» DATA SEGMENT:
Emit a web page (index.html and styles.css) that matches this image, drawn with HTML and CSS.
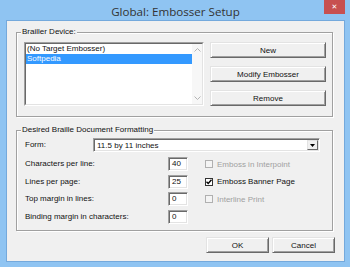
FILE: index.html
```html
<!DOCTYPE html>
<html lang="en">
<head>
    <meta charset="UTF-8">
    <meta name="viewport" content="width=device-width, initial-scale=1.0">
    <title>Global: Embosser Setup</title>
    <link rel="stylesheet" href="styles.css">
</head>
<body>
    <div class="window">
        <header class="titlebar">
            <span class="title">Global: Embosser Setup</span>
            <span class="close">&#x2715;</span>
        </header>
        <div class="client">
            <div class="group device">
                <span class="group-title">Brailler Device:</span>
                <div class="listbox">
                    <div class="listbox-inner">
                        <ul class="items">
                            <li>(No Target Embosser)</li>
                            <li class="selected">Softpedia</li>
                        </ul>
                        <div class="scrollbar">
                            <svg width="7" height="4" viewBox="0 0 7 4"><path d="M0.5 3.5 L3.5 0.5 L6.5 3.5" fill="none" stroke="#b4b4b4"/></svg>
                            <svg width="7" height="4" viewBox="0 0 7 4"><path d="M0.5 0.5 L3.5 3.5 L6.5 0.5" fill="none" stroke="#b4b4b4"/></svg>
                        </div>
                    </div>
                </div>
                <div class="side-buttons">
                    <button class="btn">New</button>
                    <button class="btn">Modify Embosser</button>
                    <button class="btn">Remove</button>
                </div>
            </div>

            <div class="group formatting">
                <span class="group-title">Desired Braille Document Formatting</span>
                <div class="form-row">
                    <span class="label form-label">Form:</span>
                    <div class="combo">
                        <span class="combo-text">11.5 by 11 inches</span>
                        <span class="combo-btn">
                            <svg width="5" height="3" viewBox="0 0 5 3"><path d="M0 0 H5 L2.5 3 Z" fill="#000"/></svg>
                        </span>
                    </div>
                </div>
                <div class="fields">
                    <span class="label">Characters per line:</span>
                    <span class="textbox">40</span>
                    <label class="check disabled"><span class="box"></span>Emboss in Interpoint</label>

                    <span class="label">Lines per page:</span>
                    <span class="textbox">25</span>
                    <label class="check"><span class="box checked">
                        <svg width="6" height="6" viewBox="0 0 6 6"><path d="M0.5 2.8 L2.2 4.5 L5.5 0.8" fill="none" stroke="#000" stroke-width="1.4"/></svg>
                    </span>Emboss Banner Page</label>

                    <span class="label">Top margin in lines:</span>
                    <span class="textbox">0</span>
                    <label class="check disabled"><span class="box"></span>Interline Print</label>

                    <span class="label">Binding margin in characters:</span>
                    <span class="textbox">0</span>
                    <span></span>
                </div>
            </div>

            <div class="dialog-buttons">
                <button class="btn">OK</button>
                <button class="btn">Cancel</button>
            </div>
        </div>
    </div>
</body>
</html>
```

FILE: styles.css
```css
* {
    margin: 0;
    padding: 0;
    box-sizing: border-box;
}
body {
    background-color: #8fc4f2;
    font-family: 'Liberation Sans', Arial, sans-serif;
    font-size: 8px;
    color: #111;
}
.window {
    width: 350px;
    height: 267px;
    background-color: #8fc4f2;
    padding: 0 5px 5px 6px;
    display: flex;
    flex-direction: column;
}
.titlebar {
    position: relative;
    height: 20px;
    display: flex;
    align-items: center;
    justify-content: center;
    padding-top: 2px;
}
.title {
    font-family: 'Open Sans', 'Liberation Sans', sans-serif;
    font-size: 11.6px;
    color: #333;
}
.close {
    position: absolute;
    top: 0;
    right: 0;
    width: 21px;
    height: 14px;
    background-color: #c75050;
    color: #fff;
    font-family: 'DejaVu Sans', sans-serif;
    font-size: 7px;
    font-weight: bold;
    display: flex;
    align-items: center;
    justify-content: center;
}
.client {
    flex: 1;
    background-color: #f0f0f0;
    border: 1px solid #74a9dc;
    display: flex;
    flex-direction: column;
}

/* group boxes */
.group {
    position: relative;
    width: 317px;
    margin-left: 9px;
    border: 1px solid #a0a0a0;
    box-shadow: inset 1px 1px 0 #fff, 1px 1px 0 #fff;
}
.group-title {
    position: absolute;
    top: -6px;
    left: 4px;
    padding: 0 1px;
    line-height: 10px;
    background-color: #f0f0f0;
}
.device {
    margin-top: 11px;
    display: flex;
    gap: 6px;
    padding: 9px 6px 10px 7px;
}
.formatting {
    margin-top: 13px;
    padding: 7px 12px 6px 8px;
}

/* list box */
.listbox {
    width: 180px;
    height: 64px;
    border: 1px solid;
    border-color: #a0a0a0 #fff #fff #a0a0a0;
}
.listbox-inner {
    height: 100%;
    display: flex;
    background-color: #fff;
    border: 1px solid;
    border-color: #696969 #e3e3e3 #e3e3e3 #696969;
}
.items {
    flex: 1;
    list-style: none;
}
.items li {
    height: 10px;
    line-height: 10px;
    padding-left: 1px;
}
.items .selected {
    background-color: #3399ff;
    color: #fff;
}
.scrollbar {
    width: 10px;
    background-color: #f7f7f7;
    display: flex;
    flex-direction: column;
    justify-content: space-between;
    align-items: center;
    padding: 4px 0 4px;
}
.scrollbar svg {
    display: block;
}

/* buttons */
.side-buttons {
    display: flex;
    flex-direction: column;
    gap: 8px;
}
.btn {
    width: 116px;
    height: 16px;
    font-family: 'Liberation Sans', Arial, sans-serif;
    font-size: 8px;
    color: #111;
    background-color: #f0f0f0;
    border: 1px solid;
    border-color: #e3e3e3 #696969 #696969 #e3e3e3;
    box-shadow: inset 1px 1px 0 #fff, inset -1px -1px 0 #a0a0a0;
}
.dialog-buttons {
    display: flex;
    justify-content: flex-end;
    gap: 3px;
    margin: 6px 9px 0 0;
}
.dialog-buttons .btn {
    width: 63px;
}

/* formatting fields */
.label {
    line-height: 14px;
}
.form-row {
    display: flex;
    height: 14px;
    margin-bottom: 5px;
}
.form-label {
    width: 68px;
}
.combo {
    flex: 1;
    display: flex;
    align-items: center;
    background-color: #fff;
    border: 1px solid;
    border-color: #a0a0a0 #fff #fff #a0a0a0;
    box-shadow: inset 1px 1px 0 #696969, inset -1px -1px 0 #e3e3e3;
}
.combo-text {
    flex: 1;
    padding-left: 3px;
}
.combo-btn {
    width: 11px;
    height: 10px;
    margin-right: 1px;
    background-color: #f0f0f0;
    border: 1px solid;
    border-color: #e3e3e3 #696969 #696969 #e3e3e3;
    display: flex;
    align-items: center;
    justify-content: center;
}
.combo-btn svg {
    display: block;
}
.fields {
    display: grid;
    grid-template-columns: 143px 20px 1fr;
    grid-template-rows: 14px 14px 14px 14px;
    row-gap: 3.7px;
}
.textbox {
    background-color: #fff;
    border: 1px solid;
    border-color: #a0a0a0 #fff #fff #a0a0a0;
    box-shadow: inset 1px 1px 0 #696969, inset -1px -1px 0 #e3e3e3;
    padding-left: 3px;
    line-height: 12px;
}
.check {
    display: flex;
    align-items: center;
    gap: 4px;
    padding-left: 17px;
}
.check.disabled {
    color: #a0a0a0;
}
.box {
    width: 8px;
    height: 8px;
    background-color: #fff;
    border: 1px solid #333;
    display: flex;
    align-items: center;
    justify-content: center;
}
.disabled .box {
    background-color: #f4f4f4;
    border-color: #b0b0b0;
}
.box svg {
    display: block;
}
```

» THE PROBLEM:
Write out the whole listing exactly, and drop the pictures.

» EXERCISE SOLUTION:
Emit a web page (index.html and styles.css) that matches this image, drawn with HTML and CSS.
FILE: index.html
```html
<!DOCTYPE html>
<html lang="en">
<head>
    <meta charset="UTF-8">
    <meta name="viewport" content="width=device-width, initial-scale=1.0">
    <title>Global: Embosser Setup</title>
    <link rel="stylesheet" href="styles.css">
</head>
<body>
    <div class="window">
        <header class="titlebar">
            <span class="title">Global: Embosser Setup</span>
            <span class="close">&#x2715;</span>
        </header>
        <div class="client">
            <div class="group device">
                <span class="group-title">Brailler Device:</span>
                <div class="listbox">
                    <div class="listbox-inner">
                        <ul class="items">
                            <li>(No Target Embosser)</li>
                            <li class="selected">Softpedia</li>
                        </ul>
                        <div class="scrollbar">
                            <svg width="7" height="4" viewBox="0 0 7 4"><path d="M0.5 3.5 L3.5 0.5 L6.5 3.5" fill="none" stroke="#b4b4b4"/></svg>
                            <svg width="7" height="4" viewBox="0 0 7 4"><path d="M0.5 0.5 L3.5 3.5 L6.5 0.5" fill="none" stroke="#b4b4b4"/></svg>
                        </div>
                    </div>
                </div>
                <div class="side-buttons">
                    <button class="btn">New</button>
                    <button class="btn">Modify Embosser</button>
                    <button class="btn">Remove</button>
                </div>
            </div>

            <div class="group formatting">
                <span class="group-title">Desired Braille Document Formatting</span>
                <div class="form-row">
                    <span class="label form-label">Form:</span>
                    <div class="combo">
                        <span class="combo-text">11.5 by 11 inches</span>
                        <span class="combo-btn">
                            <svg width="5" height="3" viewBox="0 0 5 3"><path d="M0 0 H5 L2.5 3 Z" fill="#000"/></svg>
                        </span>
                    </div>
                </div>
                <div class="fields">
                    <span class="label">Characters per line:</span>
                    <span class="textbox">40</span>
                    <label class="check disabled"><span class="box"></span>Emboss in Interpoint</label>

                    <span class="label">Lines per page:</span>
                    <span class="textbox">25</span>
                    <label class="check"><span class="box checked">
                        <svg width="6" height="6" viewBox="0 0 6 6"><path d="M0.5 2.8 L2.2 4.5 L5.5 0.8" fill="none" stroke="#000" stroke-width="1.4"/></svg>
                    </span>Emboss Banner Page</label>

                    <span class="label">Top margin in lines:</span>
                    <span class="textbox">0</span>
                    <label class="check disabled"><span class="box"></span>Interline Print</label>

                    <span class="label">Binding margin in characters:</span>
                    <span class="textbox">0</span>
                    <span></span>
                </div>
            </div>

            <div class="dialog-buttons">
                <button class="btn">OK</button>
                <button class="btn">Cancel</button>
            </div>
        </div>
    </div>
</body>
</html>
```

FILE: styles.css
```css
* {
    margin: 0;
    padding: 0;
    box-sizing: border-box;
}
body {
    background-color: #8fc4f2;
    font-family: 'Liberation Sans', Arial, sans-serif;
    font-size: 8px;
    color: #111;
}
.window {
    width: 350px;
    height: 267px;
    background-color: #8fc4f2;
    padding: 0 5px 5px 6px;
    display: flex;
    flex-direction: column;
}
.titlebar {
    position: relative;
    height: 20px;
    display: flex;
    align-items: center;
    justify-content: center;
    padding-top: 2px;
}
.title {
    font-family: 'Open Sans', 'Liberation Sans', sans-serif;
    font-size: 11.6px;
    color: #333;
}
.close {
    position: absolute;
    top: 0;
    right: 0;
    width: 21px;
    height: 14px;
    background-color: #c75050;
    color: #fff;
    font-family: 'DejaVu Sans', sans-serif;
    font-size: 7px;
    font-weight: bold;
    display: flex;
    align-items: center;
    justify-content: center;
}
.client {
    flex: 1;
    background-color: #f0f0f0;
    border: 1px solid #74a9dc;
    display: flex;
    flex-direction: column;
}

/* group boxes */
.group {
    position: relative;
    width: 317px;
    margin-left: 9px;
    border: 1px solid #a0a0a0;
    box-shadow: inset 1px 1px 0 #fff, 1px 1px 0 #fff;
}
.group-title {
    position: absolute;
    top: -6px;
    left: 4px;
    padding: 0 1px;
    line-height: 10px;
    background-color: #f0f0f0;
}
.device {
    margin-top: 11px;
    display: flex;
    gap: 6px;
    padding: 9px 6px 10px 7px;
}
.formatting {
    margin-top: 13px;
    padding: 7px 12px 6px 8px;
}

/* list box */
.listbox {
    width: 180px;
    height: 64px;
    border: 1px solid;
    border-color: #a0a0a0 #fff #fff #a0a0a0;
}
.listbox-inner {
    height: 100%;
    display: flex;
    background-color: #fff;
    border: 1px solid;
    border-color: #696969 #e3e3e3 #e3e3e3 #696969;
}
.items {
    flex: 1;
    list-style: none;
}
.items li {
    height: 10px;
    line-height: 10px;
    padding-left: 1px;
}
.items .selected {
    background-color: #3399ff;
    color: #fff;
}
.scrollbar {
    width: 10px;
    background-color: #f7f7f7;
    display: flex;
    flex-direction: column;
    justify-content: space-between;
    align-items: center;
    padding: 4px 0 4px;
}
.scrollbar svg {
    display: block;
}

/* buttons */
.side-buttons {
    display: flex;
    flex-direction: column;
    gap: 8px;
}
.btn {
    width: 116px;
    height: 16px;
    font-family: 'Liberation Sans', Arial, sans-serif;
    font-size: 8px;
    color: #111;
    background-color: #f0f0f0;
    border: 1px solid;
    border-color: #e3e3e3 #696969 #696969 #e3e3e3;
    box-shadow: inset 1px 1px 0 #fff, inset -1px -1px 0 #a0a0a0;
}
.dialog-buttons {
    display: flex;
    justify-content: flex-end;
    gap: 3px;
    margin: 6px 9px 0 0;
}
.dialog-buttons .btn {
    width: 63px;
}

/* formatting fields */
.label {
    line-height: 14px;
}
.form-row {
    display: flex;
    height: 14px;
    margin-bottom: 5px;
}
.form-label {
    width: 68px;
}
.combo {
    flex: 1;
    display: flex;
    align-items: center;
    background-color: #fff;
    border: 1px solid;
    border-color: #a0a0a0 #fff #fff #a0a0a0;
    box-shadow: inset 1px 1px 0 #696969, inset -1px -1px 0 #e3e3e3;
}
.combo-text {
    flex: 1;
    padding-left: 3px;
}
.combo-btn {
    width: 11px;
    height: 10px;
    margin-right: 1px;
    background-color: #f0f0f0;
    border: 1px solid;
    border-color: #e3e3e3 #696969 #696969 #e3e3e3;
    display: flex;
    align-items: center;
    justify-content: center;
}
.combo-btn svg {
    display: block;
}
.fields {
    display: grid;
    grid-template-columns: 143px 20px 1fr;
    grid-template-rows: 14px 14px 14px 14px;
    row-gap: 3.7px;
}
.textbox {
    background-color: #fff;
    border: 1px solid;
    border-color: #a0a0a0 #fff #fff #a0a0a0;
    box-shadow: inset 1px 1px 0 #696969, inset -1px -1px 0 #e3e3e3;
    padding-left: 3px;
    line-height: 12px;
}
.check {
    display: flex;
    align-items: center;
    gap: 4px;
    padding-left: 17px;
}
.check.disabled {
    color: #a0a0a0;
}
.box {
    width: 8px;
    height: 8px;
    background-color: #fff;
    border: 1px solid #333;
    display: flex;
    align-items: center;
    justify-content: center;
}
.disabled .box {
    background-color: #f4f4f4;
    border-color: #b0b0b0;
}
.box svg {
    display: block;
}
```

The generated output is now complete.